PROBLEM: Without further comment, state how many lines in the listing below contain the word "index".

SUPPLIED MATERIAL:
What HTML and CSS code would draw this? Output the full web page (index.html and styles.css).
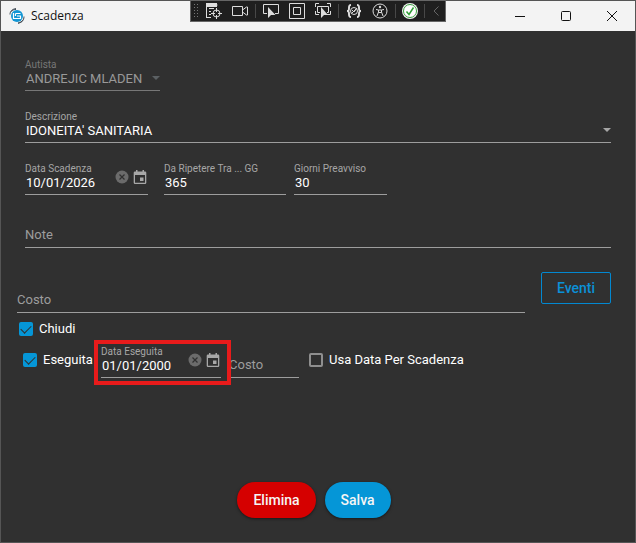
FILE: index.html
```html
<!DOCTYPE html>
<html lang="it">
<head>
<meta charset="utf-8">
<meta name="viewport" content="width=device-width, initial-scale=1">
<title>Scadenza</title>
<link rel="stylesheet" href="styles.css">
</head>
<body>
<div class="window">
  <header class="titlebar">
    <svg class="app-icon" viewBox="0 0 16 16" aria-hidden="true">
      <circle cx="8" cy="8" r="6" fill="#1296d4"/>
      <path d="M1 6.500C1 3 3.500 1 7 .6M2.200 3.500C3.500 2 5 1.500 7 1.400M15 8.500c0 4-2.500 6-6 6.900M14 12.300c-1.200 1.500-2.800 2.200-4.700 2.400" fill="none" stroke="#3c4650" stroke-width="1"/>
      <path d="M4.500 5v5.500h7V8H8M6.500 5.500h5M6.500 5.500v2.500" fill="none" stroke="#fff" stroke-width="1.200"/>
    </svg>
    <h1 class="title">Scadenza</h1>
    <div class="caption-buttons">
      <button type="button" class="caption" aria-label="Riduci a icona"><svg viewBox="0 0 12 12"><path d="M1 6.500h10"/></svg></button>
      <button type="button" class="caption" aria-label="Ingrandisci"><svg viewBox="0 0 12 12"><rect x="1.500" y="1.500" width="9" height="9" rx="1"/></svg></button>
      <button type="button" class="caption" aria-label="Chiudi finestra"><svg viewBox="0 0 12 12"><path d="M1 1l10 10M11 1L1 11"/></svg></button>
    </div>
  </header>

  <div class="debugbar" role="toolbar" aria-label="Strumenti">
    <span class="grip"></span>
    <button type="button" class="tool" aria-label="Albero visuale"><svg viewBox="0 0 16 16"><path d="M.5 1v14M.5 2h11M3 5.500h5M3 8.500h2M3 11.500h2M.5 14.500H5"/><path d="M0 0h11v4H0z" fill="#ddd" stroke="none"/><circle cx="10.500" cy="10.500" r="3.500"/><path d="M10.500 5v4M10.500 12v4M5 10.500h4M12 10.500h4"/></svg></button>
    <button type="button" class="tool" aria-label="Registra"><svg viewBox="0 0 16 16"><path d="M.5 3.500h10v9H.5zM10.500 7l4-3h1v8h-1l-4-3"/></svg></button>
    <span class="separator"></span>
    <button type="button" class="tool" aria-label="Seleziona elemento"><svg viewBox="0 0 16 16"><path d="M4 10.500H.5v-9h15v9H12"/><path d="M5 4v11l3-3h4.500z" fill="#ddd" stroke="none"/></svg></button>
    <button type="button" class="tool" aria-label="Mostra layout"><svg viewBox="0 0 16 16"><path d="M.5 .5h15v15H.5zM4.500 4.500h7v7h-7z"/></svg></button>
    <button type="button" class="tool" aria-label="Traccia elemento attivo"><svg viewBox="0 0 16 16"><path d="M.5 4V.5H4M12 .5h3.500V4M.5 8v3.500H4M15.500 8v3.500H12M5 9.500H2.500v-6h11v6H12"/><path d="M6 4v11l3-3h4z" fill="#ddd" stroke="none"/></svg></button>
    <span class="separator"></span>
    <button type="button" class="tool" aria-label="Errori di binding"><svg viewBox="0 0 16 16"><path d="M5 2C3 2 3 3 3 5s0 3-2 3c2 0 2 1 2 3s0 3 2 3M11 2c2 0 2 1 2 3s0 3 2 3c-2 0-2 1-2 3s0 3-2 3" stroke-width="2"/><circle cx="8" cy="8" r="3.500"/><path d="M5.500 10.500l5-5M6 7l2 2 3-4"/></svg></button>
    <button type="button" class="tool" aria-label="Accessibilità"><svg viewBox="0 0 16 16"><circle cx="8" cy="8" r="7"/><circle cx="8" cy="4" r="1.200" fill="#ddd" stroke="none"/><path d="M4 6.500l2.500 .5v2L5 13M12 6.500L9.500 7v2l1.500 4M6.500 7h3M6.500 9.500h3"/></svg></button>
    <span class="separator"></span>
    <button type="button" class="tool tool-check" aria-label="Ricaricamento rapido"><svg viewBox="0 0 16 16"><circle cx="8" cy="8" r="8" fill="#eee" stroke="none"/><circle cx="8" cy="8" r="6.500" stroke="#3aa13f" fill="#fff"/><path d="M4.500 8.500l2.500 3L11.500 4.500" stroke="#2f9e36" stroke-width="1.500"/></svg></button>
    <span class="separator"></span>
    <button type="button" class="tool tool-collapse" aria-label="Comprimi"><svg viewBox="0 0 16 16"><path d="M10.500 3.500L6 8l4.500 4.500" stroke="#666"/></svg></button>
  </div>

  <form class="form">
    <div class="field field-driver">
      <label for="autista">Autista</label>
      <div class="control">
        <select id="autista" disabled><option>ANDREJIC MLADEN</option></select>
        <svg class="arrow" viewBox="0 0 8 4" aria-hidden="true"><path d="M0 0h8L4 4z"/></svg>
      </div>
    </div>

    <div class="field">
      <label for="descrizione">Descrizione</label>
      <div class="control">
        <select id="descrizione"><option>IDONEITA' SANITARIA</option></select>
        <svg class="arrow" viewBox="0 0 8 4" aria-hidden="true"><path d="M0 0h8L4 4z"/></svg>
      </div>
    </div>

    <div class="row-dates">
      <div class="field field-date">
        <label for="scadenza">Data Scadenza</label>
        <div class="control">
          <input id="scadenza" type="text" value="10/01/2026">
          <button type="button" class="icon-button" aria-label="Cancella data scadenza"><svg viewBox="0 0 14 14"><circle cx="7" cy="7" r="6.500" fill="#6b6b6b"/><path d="M4.500 4.500l5 5M9.500 4.500l-5 5" stroke="#303030" stroke-width="1.200"/></svg></button>
          <button type="button" class="icon-button" aria-label="Scegli data scadenza"><svg viewBox="0 0 14 14"><path d="M3 0h1.500v1.500h5V0H11v1.500h1A1.300 1.300 0 0 1 13.300 2.800V12.700A1.300 1.300 0 0 1 12 14H2A1.300 1.300 0 0 1 .7 12.700V2.800A1.300 1.300 0 0 1 2 1.500h1zM2 5v7.700h10V5zM7 7.500h3.500V11H7z" fill="#a8a8a8" fill-rule="evenodd"/></svg></button>
        </div>
      </div>
      <div class="field field-repeat">
        <label for="ripetere">Da Ripetere Tra ... GG</label>
        <div class="control"><input id="ripetere" type="text" value="365"></div>
      </div>
      <div class="field field-notice">
        <label for="preavviso">Giorni Preavviso</label>
        <div class="control"><input id="preavviso" type="text" value="30"></div>
      </div>
    </div>

    <div class="field field-empty field-note">
      <input type="text" aria-label="Note" placeholder="Note">
    </div>

    <div class="row-cost">
      <div class="field field-empty field-grow">
        <input type="text" aria-label="Costo" placeholder="Costo">
      </div>
      <button type="button" class="outlined">Eventi</button>
    </div>

    <label class="check check-close"><input type="checkbox" checked><span>Chiudi</span></label>

    <div class="row-done">
      <label class="check"><input type="checkbox" checked><span>Eseguita</span></label>
      <div class="field field-done highlighted">
        <label for="eseguita">Data Eseguita</label>
        <div class="control">
          <input id="eseguita" type="text" value="01/01/2000">
          <button type="button" class="icon-button" aria-label="Cancella data eseguita"><svg viewBox="0 0 14 14"><circle cx="7" cy="7" r="6.500" fill="#6b6b6b"/><path d="M4.500 4.500l5 5M9.500 4.500l-5 5" stroke="#303030" stroke-width="1.200"/></svg></button>
          <button type="button" class="icon-button" aria-label="Scegli data eseguita"><svg viewBox="0 0 14 14"><path d="M3 0h1.500v1.500h5V0H11v1.500h1A1.300 1.300 0 0 1 13.300 2.800V12.700A1.300 1.300 0 0 1 12 14H2A1.300 1.300 0 0 1 .7 12.700V2.800A1.300 1.300 0 0 1 2 1.500h1zM2 5v7.700h10V5zM7 7.500h3.500V11H7z" fill="#a8a8a8" fill-rule="evenodd"/></svg></button>
        </div>
      </div>
      <div class="field field-empty field-done-cost">
        <input type="text" aria-label="Costo eseguita" placeholder="Costo">
      </div>
      <label class="check check-use"><input type="checkbox"><span>Usa Data Per Scadenza</span></label>
    </div>

    <div class="actions">
      <button type="button" class="pill pill-delete">Elimina</button>
      <button type="submit" class="pill pill-save">Salva</button>
    </div>
  </form>
</div>
</body>
</html>
```
FILE: styles.css
```css
* {
  box-sizing: border-box;
}

body {
  margin: 0;
  font-family: Roboto, "Liberation Sans", sans-serif;
  font-size: 13px;
  font-weight: 400;
  line-height: 16px;
  color: #fff;
  background: #303030;
}

button,
input,
select {
  margin: 0;
  padding: 0;
  border: 0;
  background: none;
  color: inherit;
  font: inherit;
}

svg {
  display: block;
}

.window {
  position: relative;
  display: flex;
  flex-direction: column;
  min-height: 100vh;
  border: 1px solid #555;
}

/* Title bar */
.titlebar {
  display: flex;
  align-items: center;
  height: 30px;
  padding-left: 8px;
  background: #f3f3f3;
  color: #111;
}

.app-icon {
  width: 16px;
  height: 16px;
}

.title {
  flex: 1;
  margin: 0 0 0 6px;
  font-family: "Open Sans", "Noto Sans", sans-serif;
  font-size: 12px;
  font-weight: 400;
}

.caption-buttons {
  display: flex;
  height: 100%;
}

.caption {
  display: grid;
  place-items: center;
  width: 46px;
}

.caption svg {
  width: 12px;
  height: 12px;
  fill: none;
  stroke: #111;
}

/* Floating toolbar over the title bar */
.debugbar {
  position: absolute;
  top: -1px;
  left: 50%;
  display: flex;
  height: 22px;
  border: 1px solid #666;
  background: #1f1f1f;
  transform: translateX(-50%);
}

.grip {
  width: 6px;
  margin: 2px;
  background: radial-gradient(circle, #777 1px, transparent 1px) 0 0 / 3px 3px;
}

.tool {
  display: grid;
  place-items: center;
  width: 26px;
}

.tool-check {
  width: 24px;
}

.tool-collapse {
  width: 18px;
}

.tool svg {
  width: 16px;
  height: 16px;
  fill: none;
  stroke: #ddd;
}

.separator {
  width: 1px;
  margin: 3px 2px;
  background: #484848;
}

/* Form */
.form {
  flex: 1;
  display: flex;
  flex-direction: column;
  padding: 28px 24px 24px;
}

.field {
  display: flex;
  flex-direction: column;
  margin-bottom: 20px;
  border-bottom: 1px solid #9d9d9d;
}

.field label {
  font-size: 10px;
  font-weight: 400;
  line-height: 12px;
  color: #a6a6a6;
  white-space: nowrap;
}

.control {
  display: flex;
  align-items: center;
  height: 19px;
  padding-bottom: 3px;
}

.control input,
.control select {
  flex: 1;
  min-width: 0;
  height: 16px;
  padding-left: 1px;
  appearance: none;
  color: #fff;
  outline: 0;
}

.arrow {
  width: 8px;
  height: 4px;
  margin-bottom: 2px;
  fill: #a6a6a6;
}

.field-driver {
  width: 135px;
  border-color: #777;
}

.field-driver label {
  color: #777;
}

.control select:disabled {
  color: #999;
  opacity: 1;
}

.field-driver .arrow {
  fill: #5b6063;
}

.icon-button {
  width: 14px;
  height: 14px;
  margin: -12px 1px 0 3px;
}

.field-empty input {
  width: 100%;
  height: 31px;
  padding: 10px 0 5px;
  outline: 0;
}

.field-empty input::placeholder {
  color: #9d9d9d;
  opacity: 1;
}

.row-dates {
  display: flex;
}

.field-date {
  width: 123px;
  margin-right: 16px;
}

.field-repeat {
  width: 122px;
  margin-right: 8px;
}

.field-notice {
  width: 93px;
}

.field-note {
  margin-top: 1px;
}

.row-cost {
  display: flex;
  align-items: flex-start;
  gap: 16px;
  margin: 4px 0 6px -8px;
}

.field-grow {
  flex: 1;
  margin: 9px 0 0;
}

.outlined {
  width: 70px;
  height: 32px;
  border: 1px solid #0288d1;
  border-radius: 2px;
  color: #0b90d8;
  font-size: 14px;
  font-weight: 500;
}

.check {
  display: flex;
  align-items: center;
  gap: 6px;
  height: 20px;
  white-space: nowrap;
}

.check input {
  display: grid;
  place-items: center;
  width: 14px;
  height: 14px;
  appearance: none;
  border: 2px solid #8f8f8f;
  border-radius: 2px;
}

.check input:checked {
  border-color: #0596d7;
  background: #0596d7;
}

.check input:checked::before {
  content: "";
  width: 9px;
  height: 5px;
  border: solid #303030;
  border-width: 0 0 1px 1px;
  transform: translateY(-1px) rotate(-45deg);
}

.check-close {
  align-self: flex-start;
  margin-left: -6px;
}

.row-done {
  display: flex;
  margin: 7px 0 0 -2px;
}

.row-done .check {
  margin-top: 4px;
}

.row-done .field {
  margin-bottom: 0;
}

.field-done {
  width: 120px;
  margin: 0 8px;
}

.row-done .check:first-child {
  width: 70px;
}

.highlighted {
  position: relative;
}

.highlighted::after {
  content: "";
  position: absolute;
  inset: -6px -10px -8px -7px;
  border: 4px solid #e81b1b;
  pointer-events: none;
}

.field-done-cost {
  width: 70px;
  margin-right: 10px;
}

.actions {
  display: flex;
  justify-content: center;
  gap: 9px;
  margin-top: auto;
  padding-right: 8px;
}

.pill {
  height: 36px;
  padding: 0 16px;
  border-radius: 18px;
  color: #f5f5f5;
  font-size: 14px;
  font-weight: 500;
  box-shadow: 0 1px 3px rgba(0, 0, 0, 0.5);
}

.pill-delete {
  background: #d50000;
}

.pill-save {
  background: #0596d7;
}
```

ANSWER FOR THE TASK: 2